Task description — Your job is to return the lines between the line holding "Convert this screenshot" and the line holding "<edit-topic-page></edit-topic-page>", inclusive, exactly and with no pictures.

Data lines —

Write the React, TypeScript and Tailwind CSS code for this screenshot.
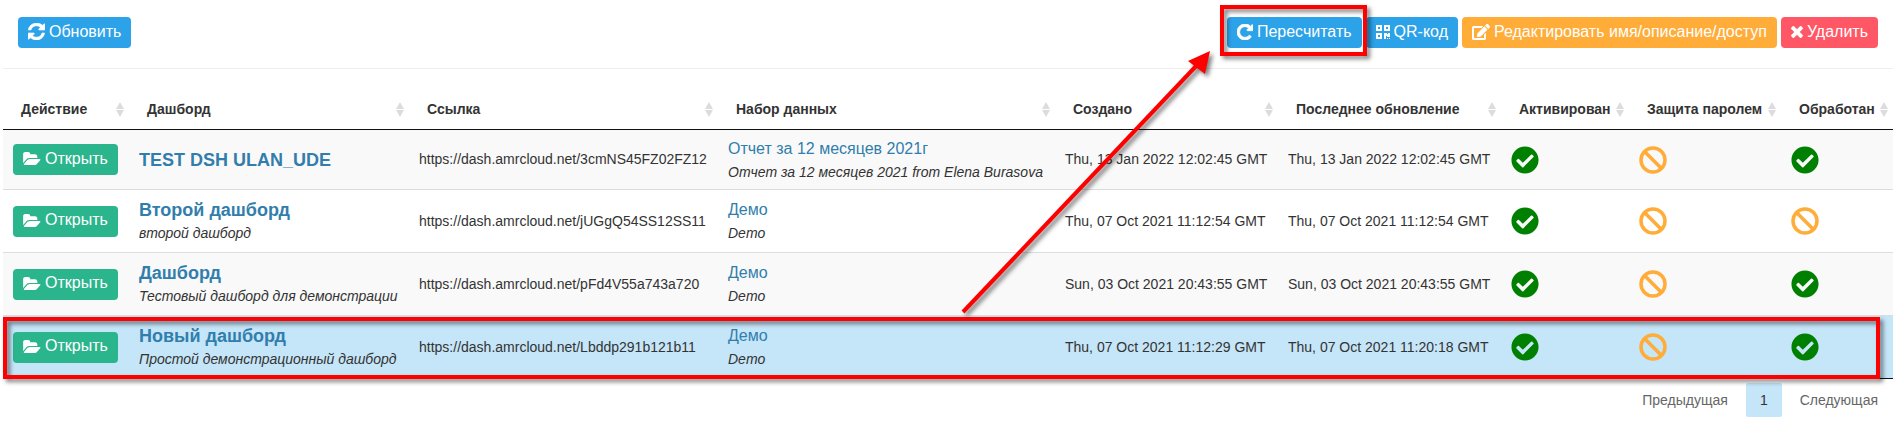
==
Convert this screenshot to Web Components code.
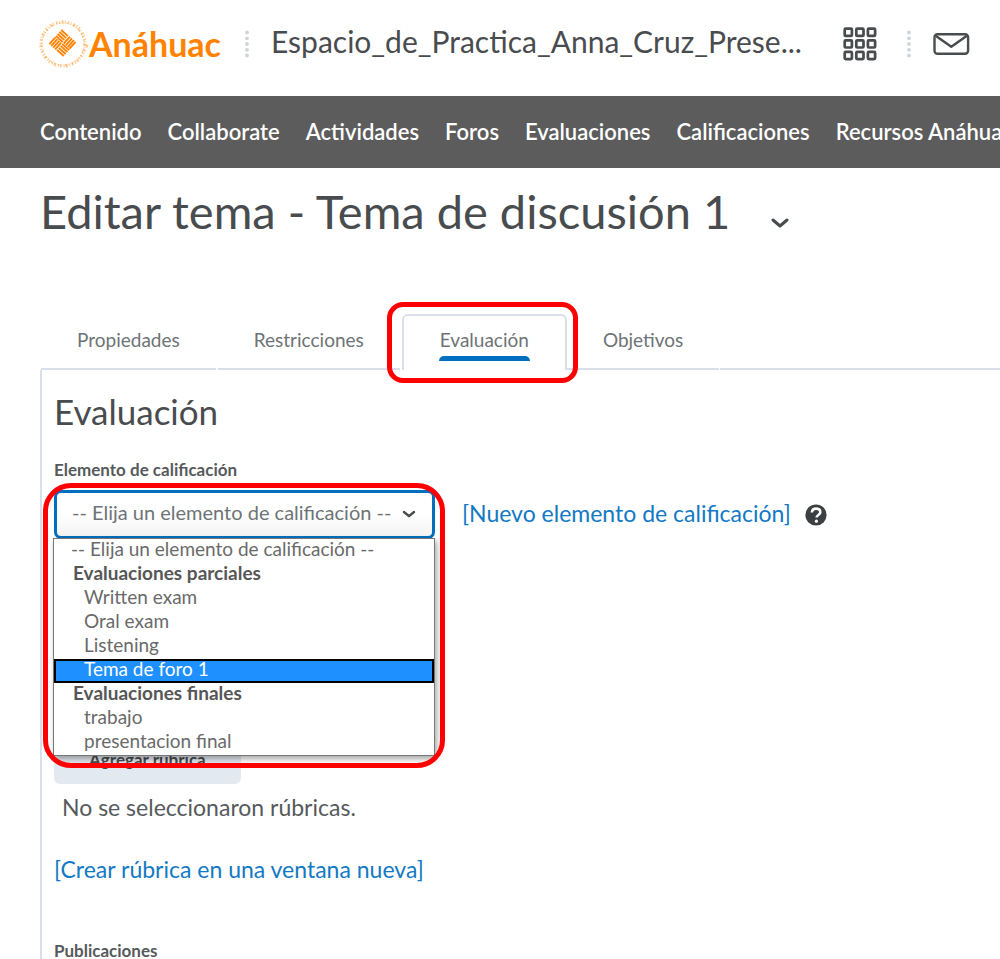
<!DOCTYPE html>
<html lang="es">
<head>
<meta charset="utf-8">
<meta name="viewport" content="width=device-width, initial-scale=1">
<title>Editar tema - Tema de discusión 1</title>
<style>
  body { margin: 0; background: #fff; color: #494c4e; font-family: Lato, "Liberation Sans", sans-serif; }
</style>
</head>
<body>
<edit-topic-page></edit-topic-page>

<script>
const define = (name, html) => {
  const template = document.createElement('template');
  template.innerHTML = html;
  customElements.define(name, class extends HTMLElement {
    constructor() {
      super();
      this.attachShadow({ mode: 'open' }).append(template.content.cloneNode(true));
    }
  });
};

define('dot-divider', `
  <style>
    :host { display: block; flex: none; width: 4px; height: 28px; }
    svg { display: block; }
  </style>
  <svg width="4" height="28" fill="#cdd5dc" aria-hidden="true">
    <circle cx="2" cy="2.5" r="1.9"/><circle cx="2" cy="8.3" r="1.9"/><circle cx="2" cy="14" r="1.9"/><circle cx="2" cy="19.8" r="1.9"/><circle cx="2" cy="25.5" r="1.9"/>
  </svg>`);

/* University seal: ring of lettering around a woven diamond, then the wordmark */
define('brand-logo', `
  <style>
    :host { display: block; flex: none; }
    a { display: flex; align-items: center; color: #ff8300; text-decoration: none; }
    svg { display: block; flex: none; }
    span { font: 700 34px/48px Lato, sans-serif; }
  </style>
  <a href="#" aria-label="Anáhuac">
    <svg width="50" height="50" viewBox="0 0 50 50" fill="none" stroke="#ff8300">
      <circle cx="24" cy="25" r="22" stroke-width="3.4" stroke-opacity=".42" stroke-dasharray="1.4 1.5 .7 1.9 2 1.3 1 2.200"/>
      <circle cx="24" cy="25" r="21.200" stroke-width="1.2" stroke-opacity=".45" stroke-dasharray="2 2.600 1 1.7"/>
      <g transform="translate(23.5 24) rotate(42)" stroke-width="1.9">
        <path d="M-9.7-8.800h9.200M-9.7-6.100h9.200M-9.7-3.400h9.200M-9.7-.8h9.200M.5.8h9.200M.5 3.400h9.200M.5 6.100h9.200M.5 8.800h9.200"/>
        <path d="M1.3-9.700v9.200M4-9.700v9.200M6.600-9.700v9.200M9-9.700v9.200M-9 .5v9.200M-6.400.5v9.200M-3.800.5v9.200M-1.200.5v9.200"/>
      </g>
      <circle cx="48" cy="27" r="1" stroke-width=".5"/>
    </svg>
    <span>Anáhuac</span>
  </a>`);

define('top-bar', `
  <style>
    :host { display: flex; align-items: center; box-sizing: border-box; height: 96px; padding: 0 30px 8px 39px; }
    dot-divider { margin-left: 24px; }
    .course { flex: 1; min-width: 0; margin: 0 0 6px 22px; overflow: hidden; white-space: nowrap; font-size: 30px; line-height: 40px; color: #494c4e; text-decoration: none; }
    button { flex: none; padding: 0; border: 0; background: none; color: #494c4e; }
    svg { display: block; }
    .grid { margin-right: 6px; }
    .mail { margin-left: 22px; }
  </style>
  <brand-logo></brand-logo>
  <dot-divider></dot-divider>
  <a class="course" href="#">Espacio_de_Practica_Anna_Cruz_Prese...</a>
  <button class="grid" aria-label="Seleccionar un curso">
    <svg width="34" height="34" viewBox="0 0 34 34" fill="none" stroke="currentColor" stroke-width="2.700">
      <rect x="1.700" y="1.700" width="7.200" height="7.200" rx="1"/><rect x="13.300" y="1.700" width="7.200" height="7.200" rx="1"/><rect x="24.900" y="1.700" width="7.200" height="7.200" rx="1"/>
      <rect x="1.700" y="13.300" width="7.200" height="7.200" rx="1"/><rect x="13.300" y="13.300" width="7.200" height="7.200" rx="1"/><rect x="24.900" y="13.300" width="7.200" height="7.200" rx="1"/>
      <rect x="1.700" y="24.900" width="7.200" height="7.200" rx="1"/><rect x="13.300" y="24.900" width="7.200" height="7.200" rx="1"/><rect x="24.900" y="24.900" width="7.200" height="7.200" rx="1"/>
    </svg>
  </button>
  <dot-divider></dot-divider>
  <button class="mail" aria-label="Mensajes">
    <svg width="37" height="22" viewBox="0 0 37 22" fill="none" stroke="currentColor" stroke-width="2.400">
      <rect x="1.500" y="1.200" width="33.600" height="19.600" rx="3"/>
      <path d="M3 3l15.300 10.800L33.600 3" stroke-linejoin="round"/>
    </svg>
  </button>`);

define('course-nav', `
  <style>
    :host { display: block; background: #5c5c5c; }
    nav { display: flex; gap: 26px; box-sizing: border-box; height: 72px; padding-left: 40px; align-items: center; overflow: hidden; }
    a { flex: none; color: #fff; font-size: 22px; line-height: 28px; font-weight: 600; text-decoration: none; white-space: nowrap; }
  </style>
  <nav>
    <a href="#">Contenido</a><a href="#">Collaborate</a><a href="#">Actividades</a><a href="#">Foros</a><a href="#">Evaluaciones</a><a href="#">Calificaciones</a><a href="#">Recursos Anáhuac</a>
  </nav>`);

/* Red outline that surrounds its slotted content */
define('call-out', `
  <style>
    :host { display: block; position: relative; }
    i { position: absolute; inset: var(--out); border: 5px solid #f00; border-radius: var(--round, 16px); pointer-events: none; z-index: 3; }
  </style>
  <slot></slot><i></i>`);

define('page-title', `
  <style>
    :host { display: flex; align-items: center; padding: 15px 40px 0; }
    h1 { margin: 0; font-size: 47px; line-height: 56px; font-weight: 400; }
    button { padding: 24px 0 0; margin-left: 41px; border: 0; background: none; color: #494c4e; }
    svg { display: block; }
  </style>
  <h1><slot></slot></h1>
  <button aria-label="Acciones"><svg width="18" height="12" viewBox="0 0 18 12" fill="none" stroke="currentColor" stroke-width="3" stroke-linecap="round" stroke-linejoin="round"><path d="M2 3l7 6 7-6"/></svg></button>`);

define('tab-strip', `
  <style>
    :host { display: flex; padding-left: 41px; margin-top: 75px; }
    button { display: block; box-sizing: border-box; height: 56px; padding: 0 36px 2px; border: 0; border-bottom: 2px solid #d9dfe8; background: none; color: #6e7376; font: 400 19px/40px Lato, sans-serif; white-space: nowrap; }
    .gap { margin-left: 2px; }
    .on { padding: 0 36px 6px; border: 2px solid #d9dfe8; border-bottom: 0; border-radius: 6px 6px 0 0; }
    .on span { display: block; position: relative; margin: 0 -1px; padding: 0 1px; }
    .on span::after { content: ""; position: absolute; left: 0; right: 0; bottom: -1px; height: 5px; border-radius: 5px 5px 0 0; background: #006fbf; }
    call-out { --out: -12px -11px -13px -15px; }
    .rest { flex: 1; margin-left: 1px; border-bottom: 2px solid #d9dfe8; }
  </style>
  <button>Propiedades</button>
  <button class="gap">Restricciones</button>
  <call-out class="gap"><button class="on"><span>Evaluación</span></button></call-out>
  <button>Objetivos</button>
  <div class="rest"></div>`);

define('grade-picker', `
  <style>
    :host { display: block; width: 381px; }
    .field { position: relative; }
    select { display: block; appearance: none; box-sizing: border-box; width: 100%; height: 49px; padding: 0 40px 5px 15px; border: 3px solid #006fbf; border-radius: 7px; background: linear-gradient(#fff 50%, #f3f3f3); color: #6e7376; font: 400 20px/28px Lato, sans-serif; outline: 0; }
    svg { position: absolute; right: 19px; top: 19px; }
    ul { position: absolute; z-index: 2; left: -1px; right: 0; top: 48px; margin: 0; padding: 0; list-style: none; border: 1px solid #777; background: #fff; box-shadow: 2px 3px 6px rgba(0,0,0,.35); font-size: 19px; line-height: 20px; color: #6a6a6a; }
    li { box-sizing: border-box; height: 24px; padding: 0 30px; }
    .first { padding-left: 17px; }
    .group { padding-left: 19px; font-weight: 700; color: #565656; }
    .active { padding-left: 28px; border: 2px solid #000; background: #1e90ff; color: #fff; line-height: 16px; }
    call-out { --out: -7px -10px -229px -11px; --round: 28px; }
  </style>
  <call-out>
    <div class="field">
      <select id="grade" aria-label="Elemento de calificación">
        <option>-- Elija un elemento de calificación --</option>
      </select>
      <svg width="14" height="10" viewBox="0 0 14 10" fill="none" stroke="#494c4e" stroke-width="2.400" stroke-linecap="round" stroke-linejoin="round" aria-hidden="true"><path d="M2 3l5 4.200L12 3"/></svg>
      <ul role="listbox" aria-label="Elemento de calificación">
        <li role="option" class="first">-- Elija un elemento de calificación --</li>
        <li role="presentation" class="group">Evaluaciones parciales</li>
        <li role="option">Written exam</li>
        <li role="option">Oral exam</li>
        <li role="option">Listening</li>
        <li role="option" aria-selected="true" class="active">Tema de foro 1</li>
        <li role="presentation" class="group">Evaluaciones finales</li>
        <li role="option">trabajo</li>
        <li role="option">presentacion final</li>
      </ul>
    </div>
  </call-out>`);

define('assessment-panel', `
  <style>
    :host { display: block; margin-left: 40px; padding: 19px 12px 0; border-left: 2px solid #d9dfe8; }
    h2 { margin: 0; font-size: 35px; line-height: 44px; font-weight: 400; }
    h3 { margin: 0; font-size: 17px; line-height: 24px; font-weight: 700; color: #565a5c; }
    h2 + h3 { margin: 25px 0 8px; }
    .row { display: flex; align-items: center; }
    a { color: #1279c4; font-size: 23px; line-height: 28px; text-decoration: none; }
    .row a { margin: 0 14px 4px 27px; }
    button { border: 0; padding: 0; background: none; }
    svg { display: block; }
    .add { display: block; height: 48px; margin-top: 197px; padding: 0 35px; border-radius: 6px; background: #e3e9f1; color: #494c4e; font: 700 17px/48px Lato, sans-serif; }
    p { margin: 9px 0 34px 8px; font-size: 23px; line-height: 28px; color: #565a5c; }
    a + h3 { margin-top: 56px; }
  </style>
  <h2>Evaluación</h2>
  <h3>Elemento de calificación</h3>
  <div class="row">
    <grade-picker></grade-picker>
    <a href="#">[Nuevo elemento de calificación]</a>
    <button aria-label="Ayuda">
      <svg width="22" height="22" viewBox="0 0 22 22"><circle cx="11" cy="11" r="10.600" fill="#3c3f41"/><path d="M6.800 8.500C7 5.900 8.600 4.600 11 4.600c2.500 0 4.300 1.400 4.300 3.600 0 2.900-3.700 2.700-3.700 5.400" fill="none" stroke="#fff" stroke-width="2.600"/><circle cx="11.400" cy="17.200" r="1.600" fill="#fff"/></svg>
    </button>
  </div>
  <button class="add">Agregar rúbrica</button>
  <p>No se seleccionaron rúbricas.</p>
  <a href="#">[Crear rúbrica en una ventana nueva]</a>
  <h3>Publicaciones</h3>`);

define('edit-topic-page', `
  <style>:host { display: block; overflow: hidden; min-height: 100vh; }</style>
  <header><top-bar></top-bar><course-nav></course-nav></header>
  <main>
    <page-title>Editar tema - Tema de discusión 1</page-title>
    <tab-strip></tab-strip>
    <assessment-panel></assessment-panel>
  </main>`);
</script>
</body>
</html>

Output for this task —
Convert this screenshot to Web Components code.
<!DOCTYPE html>
<html lang="es">
<head>
<meta charset="utf-8">
<meta name="viewport" content="width=device-width, initial-scale=1">
<title>Editar tema - Tema de discusión 1</title>
<style>
  body { margin: 0; background: #fff; color: #494c4e; font-family: Lato, "Liberation Sans", sans-serif; }
</style>
</head>
<body>
<edit-topic-page></edit-topic-page>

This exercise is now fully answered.